(Objective):
Retype nothing except the lines below from the one with "Write a component" through the one with "string; k?: 'red'", exactly, with images left out.

(Data lines):
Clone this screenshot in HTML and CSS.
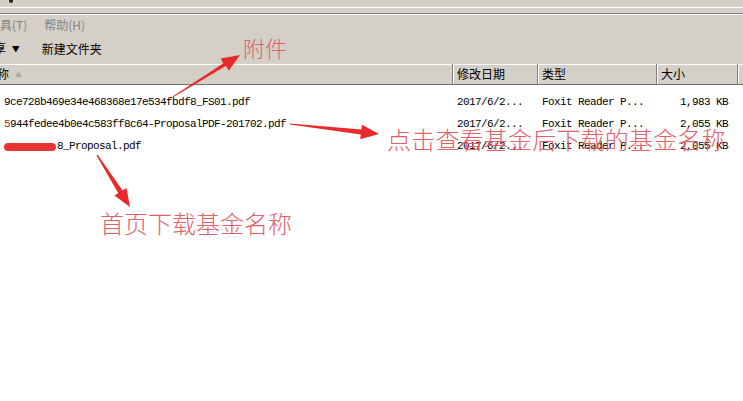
FILE: index.html
```html
<!DOCTYPE html>
<html lang="zh-CN">
<head>
<meta charset="utf-8">
<title>文件列表</title>
<link rel="stylesheet" href="styles.css">
</head>
<body>
<div class="page">
  <div class="chrome">
    <div class="topband"><span class="topicon"></span></div>
    <div class="edge"></div>
    <nav class="menubar">
      <span class="menu menu-tools">具(T)</span>
      <span class="menu">帮助(H)</span>
    </nav>
    <div class="toolbar">
      <span class="tool tool-share">享 <span class="caret">▼</span></span>
      <span class="tool">新建文件夹</span>
    </div>
  </div>

  <div class="header">
    <div class="hcell hname"><span class="hname-text">称</span><span class="sort">▲</span></div>
    <div class="hcell">修改日期</div>
    <div class="hcell">类型</div>
    <div class="hcell">大小</div>
    <div class="hcell"></div>
  </div>

  <div class="list">
    <div class="row">
      <span class="cell name">9ce728b469e34e468368e17e534fbdf8_FS01.pdf</span>
      <span class="cell">2017/6/2...</span>
      <span class="cell">Foxit Reader P...</span>
      <span class="cell size">1,983 KB</span>
    </div>
    <div class="row">
      <span class="cell name"><span class="tint">5</span>944fedee4b0e4c583ff8c64-ProposalPDF-201702.pdf</span>
      <span class="cell">2017/6/2...</span>
      <span class="cell">Foxit Reader P...</span>
      <span class="cell size">2,055 KB</span>
    </div>
    <div class="row">
      <span class="cell name"><span class="redact"></span>8_Proposal.pdf</span>
      <span class="cell">2017/6/2...</span>
      <span class="cell">Foxit Reader P...</span>
      <span class="cell size">2,055 KB</span>
    </div>
  </div>

  <svg class="arrows" width="743" height="401" viewBox="0 0 743 401" aria-hidden="true">
    <polygon points="172.6,97.6 225.8,65.9 228.8,70.8 240,55 220.6,58.4 223.4,63.3 172.2,96.8"/>
    <polygon points="289.9,124.6 360.8,134.6 360.2,139.2 379,134 362.0,124.8 361.4,129.4 290.1,123.4"/>
    <polygon points="96.5,155.4 118.3,193.2 114.3,195.6 130,207 126.5,188.0 122.5,190.4 97.5,154.6"/>
  </svg>

  <div class="note note-attach">附件</div>
  <div class="note note-view">点击查看基金后下载的基金名称</div>
  <div class="note note-home">首页下载基金名称</div>
</div>
</body>
</html>
```

FILE: styles.css
```css
html, body {
  margin: 0;
  padding: 0;
  background: #ffffff;
}

.page {
  position: relative;
  width: 743px;
  height: 401px;
  overflow: hidden;
  font-family: "Noto Sans CJK SC", "Noto Sans", sans-serif;
  font-size: 12px;
  color: #000;
}

.chrome {
  background: #d4d0c8;
  display: flex;
  flex-direction: column;
}

.topband {
  height: 7px;
}

.topicon {
  display: block;
  width: 4px;
  height: 3px;
  margin-left: 9px;
  background: #222;
  border-radius: 0 0 2px 2px;
}

.edge {
  height: 5px;
  border-top: 1px solid #ffffff;
  border-bottom: 1px solid #808080;
  box-shadow: 0 1px 0 #ffffff;
}

.menubar {
  height: 19px;
  margin-top: 1px;
  display: flex;
  align-items: center;
  gap: 17px;
}

.menu {
  color: #858585;
  line-height: 16px;
}

.menu-tools {
  margin-left: 0;
}

.toolbar {
  height: 29px;
  display: flex;
  align-items: center;
  gap: 22px;
}

.tool {
  line-height: 16px;
}

.tool-share {
  margin-left: 0;
  clip-path: inset(0 0 0 6px);
  margin-left: -6px;
}

.caret {
  font-size: 8px;
  margin-left: 3px;
  vertical-align: 1px;
}

.header {
  display: grid;
  grid-template-columns: 452px 85px 119px 81px 6px;
  height: 20px;
  background: #d4d0c8;
  border-top: 1px solid #d4d0c8;
  box-shadow: inset 0 1px 0 #ffffff;
  border-bottom: 1px solid #707070;
}

.hcell {
  display: flex;
  align-items: center;
  padding-left: 4px;
  line-height: 16px;
  border-left: 1px solid #808080;
  box-shadow: inset 1px 0 0 #ffffff, inset 0 1px 0 #ffffff;
}

.hname {
  border-left: none;
  padding-left: 0;
  box-shadow: inset 0 1px 0 #ffffff;
}

.hname-text {
  margin-left: -3px;
}

.sort {
  color: #a8a8a8;
  font-size: 7px;
  margin-left: 6px;
}

.list {
  padding-top: 6px;
  font-family: "Liberation Mono", "DejaVu Sans Mono", monospace;
  font-size: 11px;
  letter-spacing: -0.6px;
}

.row {
  display: grid;
  grid-template-columns: 452px 85px 119px 81px;
  height: 22px;
  align-items: center;
}

.cell {
  padding-left: 5px;
  white-space: nowrap;
}

.cell.name {
  padding-left: 4px;
  display: flex;
  align-items: center;
}

.cell.size {
  text-align: right;
  padding-right: 9px;
}

.tint {
  color: #a02828;
}

.redact {
  display: inline-block;
  width: 52px;
  height: 8px;
  margin-right: 1px;
  margin-top: 2px;
  background: #e63434;
  border-radius: 4px;
}

.arrows {
  position: absolute;
  left: 0;
  top: 0;
  pointer-events: none;
}

.arrows polygon {
  fill: #ea2a2a;
}

.note {
  position: absolute;
  color: #e06268;
  line-height: 1;
  white-space: nowrap;
  font-family: "Noto Sans CJK SC", sans-serif;
  font-weight: 300;
}

.note-attach {
  left: 243px;
  top: 36px;
  font-size: 22px;
}

.note-view {
  left: 387px;
  top: 127px;
  font-size: 24px;
  letter-spacing: 0.2px;
}

.note-home {
  left: 100px;
  top: 211px;
  font-size: 24px;
}
```
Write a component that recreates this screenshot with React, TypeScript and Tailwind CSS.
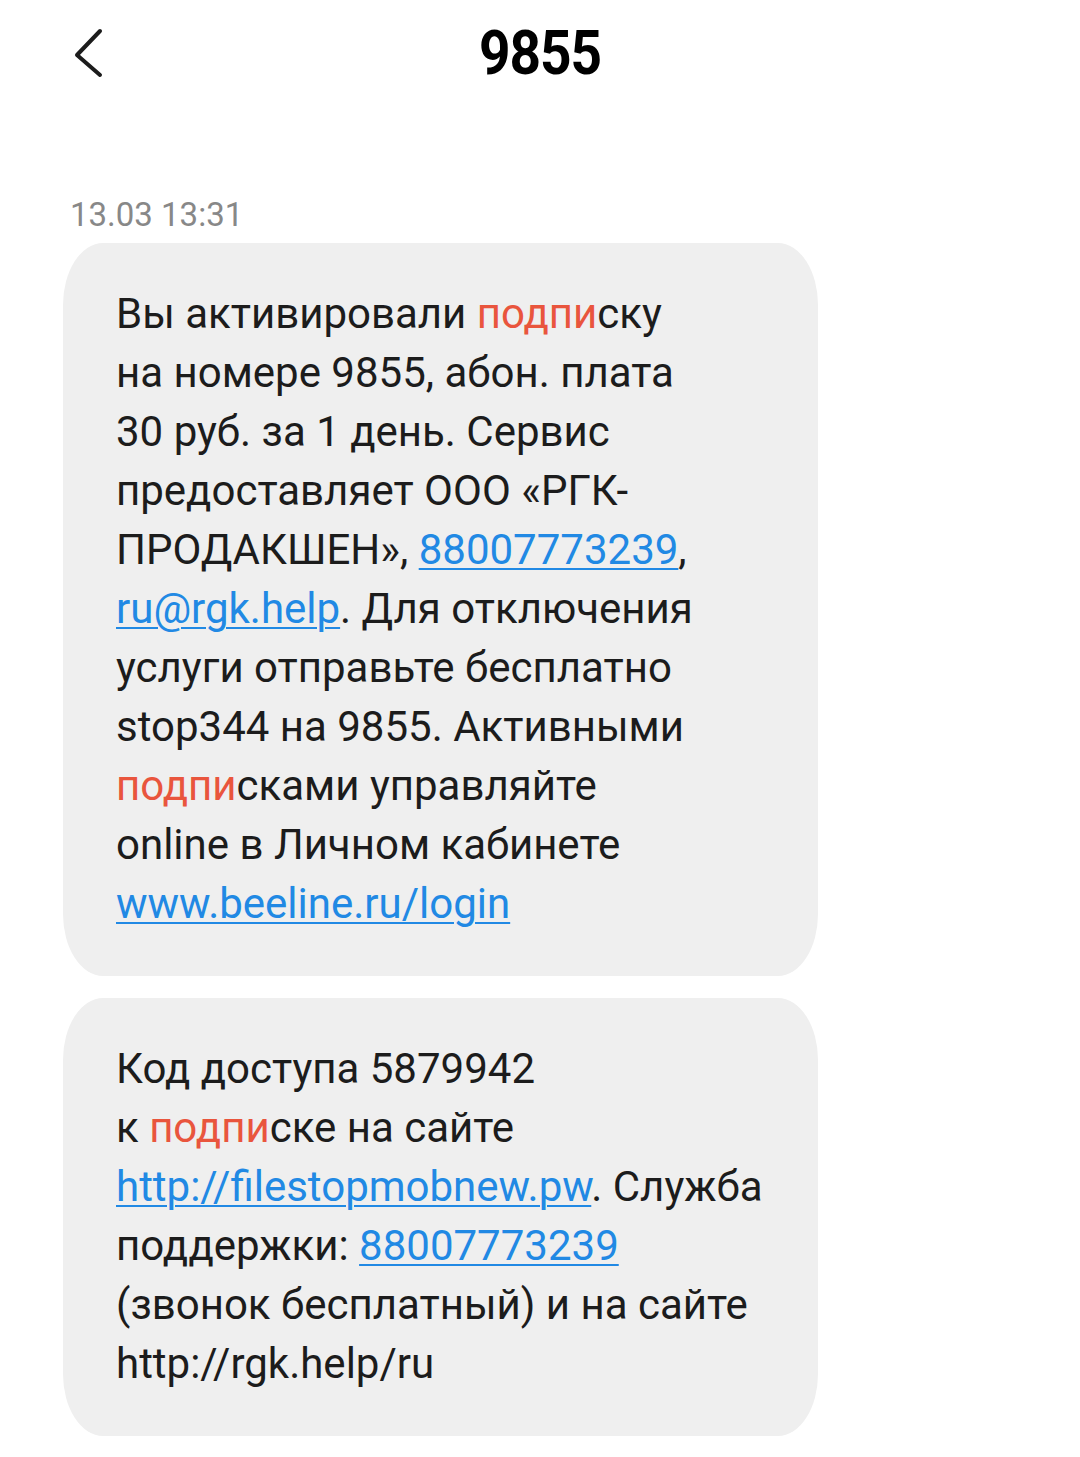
import React from 'react';

type Seg = { t: string; k?: 'red' | 'link' };

const first: Seg[][] = [
  [{ t: 'Вы активировали ' }, { t: 'подпи', k: 'red' }, { t: 'ску' }],
  [{ t: 'на номере 9855, абон. плата' }],
  [{ t: '30 руб. за 1 день. Сервис' }],
  [{ t: 'предоставляет ООО «РГК-' }],
  [{ t: 'ПРОДАКШЕН», ' }, { t: '88007773239', k: 'link' }, { t: ',' }],
  [{ t: 'ru@rgk.help', k: 'link' }, { t: '. Для отключения' }],
  [{ t: 'услуги отправьте бесплатно' }],
  [{ t: 'stop344 на 9855. Активными' }],
  [{ t: 'подпи', k: 'red' }, { t: 'сками управляйте' }],
  [{ t: 'online в Личном кабинете' }],
  [{ t: 'www.beeline.ru/login', k: 'link' }],
];

const second: Seg[][] = [
  [{ t: 'Код доступа 5879942' }],
  [{ t: 'к ' }, { t: 'подпи', k: 'red' }, { t: 'ске на сайте' }],
  [{ t: 'http://filestopmobnew.pw', k: 'link' }, { t: '. Служба' }],
  [{ t: 'поддержки: ' }, { t: '88007773239', k: 'link' }],
  [{ t: '(звонок бесплатный) и на сайте' }],
  [{ t: 'http://rgk.help/ru' }],
];

function Bubble({ lines }: { lines: Seg[][] }) {
  return (
    <div className="w-[755px] bg-[#efefef] rounded-[40px/62px] pl-[53px] pr-6 pt-[41px] pb-[43px]">
      {lines.map((line, i) => (
        <div key={i} className="h-[59px] leading-[59px] whitespace-nowrap">
          {line.map((s, j) => (
            <span
              key={j}
              className={
                s.k === 'red'
                  ? 'text-[#e9553d]'
                  : s.k === 'link'
                  ? 'text-[#2189e4] underline decoration-[2px] underline-offset-[4px]'
                  : ''
              }
            >
              {s.t}
            </span>
          ))}
        </div>
      ))}
    </div>
  );
}

export default function App() {
  return (
    <div className="w-[1080px] h-[1457px] bg-white overflow-hidden font-['Roboto',sans-serif] text-[#1c1c1c]">
      <div className="relative h-[110px] flex items-center justify-center">
        <svg className="absolute left-[70px] top-[28px]" width="36" height="50" viewBox="0 0 36 50" fill="none">
          <path d="M30 3 L7 27 L30 47" stroke="#1c1c1c" strokeWidth="4" strokeLinecap="round" strokeLinejoin="round" />
        </svg>
        <h1 className="text-[55px] font-bold text-black leading-none -mt-[4px] tracking-[-1px] scale-y-110">9855</h1>
      </div>
      <div className="pl-[70px] pt-[88px] text-[33px] text-[#888888] leading-none">13.03 13:31</div>
      <div className="pl-[63px] pt-[12px] flex flex-col gap-[22px] text-[42px]">
        <Bubble lines={first} />
        <Bubble lines={second} />
      </div>
    </div>
  );
}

(Final result):
Write a component that recreates this screenshot with React, TypeScript and Tailwind CSS.
import React from 'react';

type Seg = { t: string; k?: 'red' | 'link' };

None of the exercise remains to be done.